- Born: 28 January 1977 (age 49) Siena, Italy
- Citizenship: Italian
- Occupation: Formula One race engineer
- Employer: Mercedes-AMG Petronas F1
- Title: Car Design director

= Giacomo Tortora =

Italian motorsports engineer

Giacomo Tortora (born 28 January 1977) is an Italian Formula One engineer. He is currently the car design director the Mercedes-AMG Petronas Formula One team.

==Career==
Tortora studied mechanical engineering at the University of Oxford, where he was a PhD student and research assistant between 1999 and 2002.

He began his motorsport career at McLaren Racing in 2004 as tyre programme R&D coordinator, where he developed a thermal tyre model and acted as the principal liaison between McLaren and Michelin on tyre research and development projects.
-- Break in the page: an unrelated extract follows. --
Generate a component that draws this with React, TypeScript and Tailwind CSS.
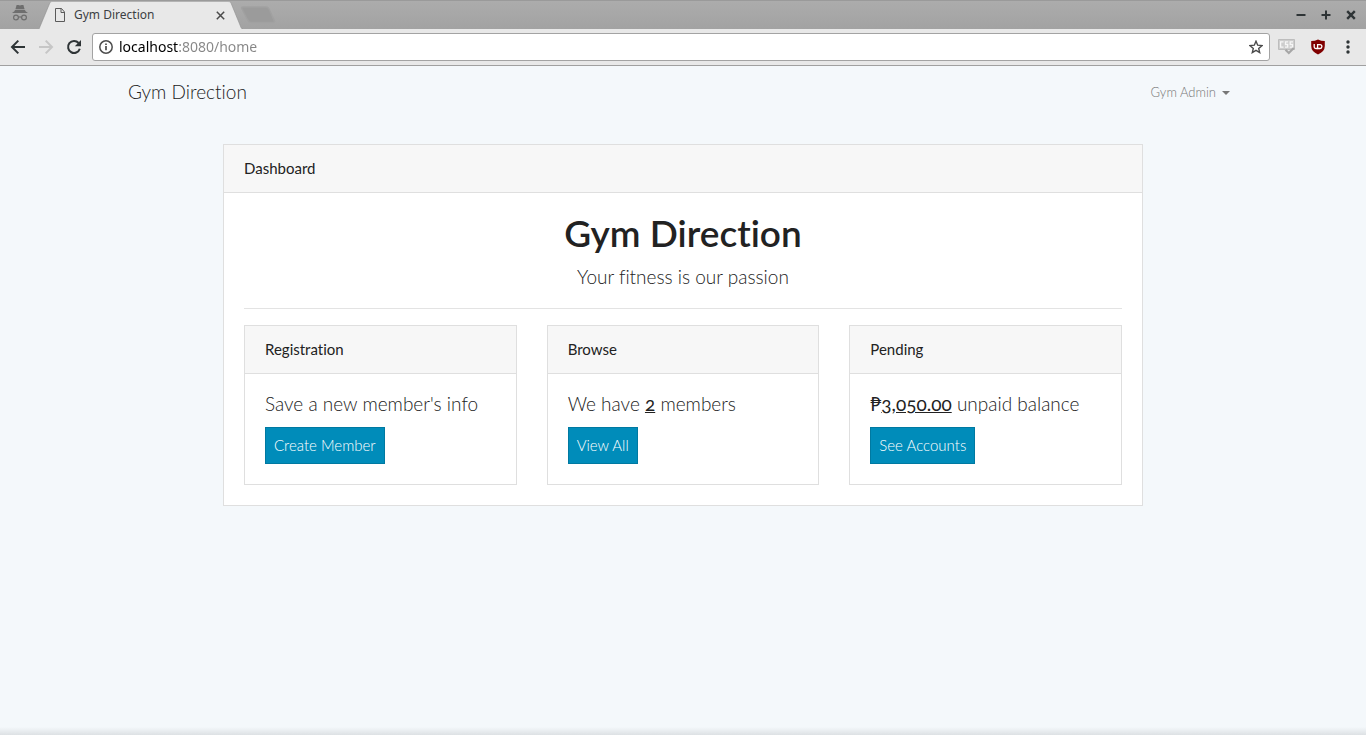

Tortora was promoted to vehicle modelling team leader in 2007, leading a group responsible for the development and maintenance of vehicle models covering aerodynamics, suspension, powertrain and tyres. These models were developed in-house using Matlab, Simulink, SimMechanics and C, and were used to support race engineers and chief engineers. From 2009 to 2011, Tortora served as trackside aerodynamics team leader, managing a team of engineers responsible for advising on optimal car configuration at races and analysing track data to provide feedback to aerodynamic design groups.

In 2011, Tortora joined Scuderia Ferrari, where he served as head of vehicles dynamics. In this role, he was responsible for simulation, modelling and tyre to track interactions. He left the Scuderia in 2020 and joined Mercedes in 2020 as deputy chief designer. In April 2023, he was appointed engineering director, overseeing engineering operations across the team and in 2026, he stepped up to the role of Car Design Director, following the departure of long-time Chief Designer John Owen with his Engineering Director role being passed on to Head of Composite Design, Sam Coates.